Title:
03ps02 Waning Immunity Solution

Description:

Now, let's look at the solution for a problem concerning waning immunity.

First things first, the constant waning time should be defined as 2 times the infectious time.

We can show this mathematically using the equations we have for the

derivatives of S, I, and R with their respective time.

We know that after a long period of time you want to attain a steady state situation

and there's a number of people in each portion to the population

susceptible, infected, and recover stays constant.

Since they want to find out how long people should spend in the recovered stage,

we start with the time derivative of R and set that equal to zero.

Since you know that Rdot now has an extra term added to it or actually subtracted from it

showing the number of people that are leaving the recovered population

and going back to the infected population.

We can set these to terms right here equal to zero as well.

Just to note, I've used CINF to stand for the infectious time

and CWAN to stand for the waning time.

Now with just a little bit of Algebra, we come up with the answer that R=2I.

Since we know that we want the number of recovered people to be twice the number

of infected people, we can plug in this extra information to the equation above

and end up with the answer that the waning time is equal to twice the infectious time.

This put us directly into the next part of the problem.

We defined R to S in the same way that I to R is defined except that we replace infectious time

as the waning time and I step with R step as you can see right here.

Then moving on to our recursive relations, for each element in a step plus one position,

we need to take into account the value of the previous element in the number of people

added and subtracted from the population during each time step.

We know that the one thing that has changed in this model from the standard SIR model

is that people are now moving from the recovered population back to the susceptible population.

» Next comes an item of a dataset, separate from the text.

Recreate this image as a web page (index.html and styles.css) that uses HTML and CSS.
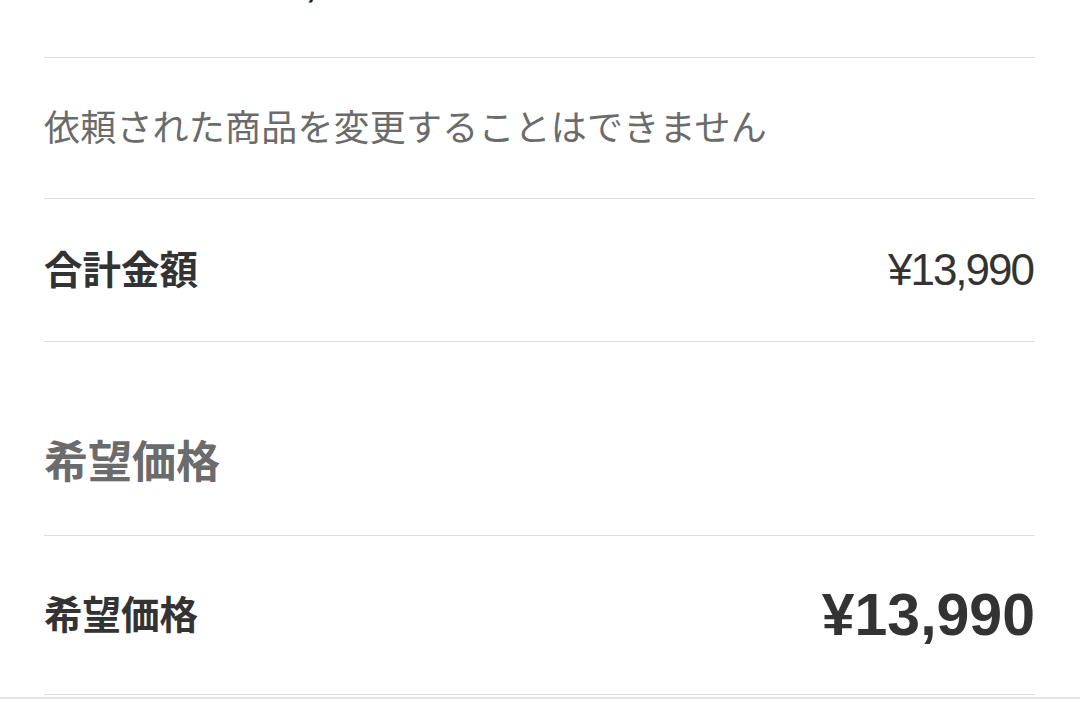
FILE: index.html
```html
<!DOCTYPE html>
<html lang="ja">
<head>
    <meta charset="UTF-8">
    <meta name="viewport" content="width=device-width, initial-scale=1.0">
    <title>希望価格</title>
    <link rel="stylesheet" href="styles.css">
</head>
<body>
    <div class="list">
        <div class="row row-top">
            <span class="top-text">¥7,000</span>
        </div>
        <div class="row row-note">
            <span class="note">依頼された商品を変更することはできません</span>
        </div>
        <div class="row row-total">
            <span class="label">合計金額</span>
            <span class="amount">¥13,990</span>
        </div>
        <div class="row section-head">
            <h2 class="section-title">希望価格</h2>
        </div>
        <div class="row row-wish">
            <span class="label">希望価格</span>
            <span class="amount amount-big">¥13,990</span>
        </div>
    </div>
    <div class="bottom-line"></div>
</body>
</html>
```

FILE: styles.css
```css
body {
    margin: 0;
    background: #fff;
    font-family: "Liberation Sans", "Noto Sans CJK JP", sans-serif;
    color: #333;
}
.list {
    padding: 0 45px 0 44px;
}
.row {
    display: flex;
    align-items: center;
    justify-content: space-between;
    border-bottom: 1px solid #dcdcdc;
    padding-right: 2px;
}
.row-top {
    height: 57px;
    align-items: flex-start;
    overflow: hidden;
}
.top-text {
    margin-top: -37px;
    margin-left: 222px;
    font-size: 36px;
    line-height: 44px;
    font-weight: bold;
    color: #222;
}
.row-note {
    height: 140px;
}
.note {
    margin-bottom: 6px;
    font-family: "Noto Sans CJK JP", sans-serif;
    font-size: 36px;
    color: #6b6b6b;
    letter-spacing: 0.2px;
}
.row-total {
    height: 142px;
}
.label {
    margin-bottom: 6px;
    font-family: "Noto Sans CJK JP", sans-serif;
    font-size: 38.5px;
    font-weight: bold;
    color: #333;
}
.amount {
    font-size: 44px;
    letter-spacing: -2px;
    color: #333;
}
.section-head {
    height: 153px;
    padding-top: 40px;
}
.section-title {
    margin: 0;
    font-family: "Noto Sans CJK JP", sans-serif;
    font-size: 44px;
    font-weight: bold;
    color: #6b6b6b;
}
.row-wish {
    height: 158px;
}
.amount-big {
    margin-right: -2px;
    font-size: 59px;
    font-weight: bold;
    letter-spacing: 0;
}
.bottom-line {
    margin-top: 2px;
    height: 2px;
    background: #e3e3e3;
}
```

This is why we've needed to add in this extra term R to S, which we subtract from R and add to S.

Now, let's run the program and see what we get.

Here we see we end up with this fancy graph,

which has three different series for the three different parts of the population we're looking at.

Remembering how we set the initial values for S, I, and R.

Remember that the blue line here stands for the susceptible population.

The green line stands for the infected population,

and the red line stands for the recovered population.

And the maximum time that we're looking at 60 days,

you can see that the red line is graphing twice as many people over here

as the green line is marking, which is exactly the answer that we wanted to end up with.

Congratulations on successfully completing the first problem of Unit 3.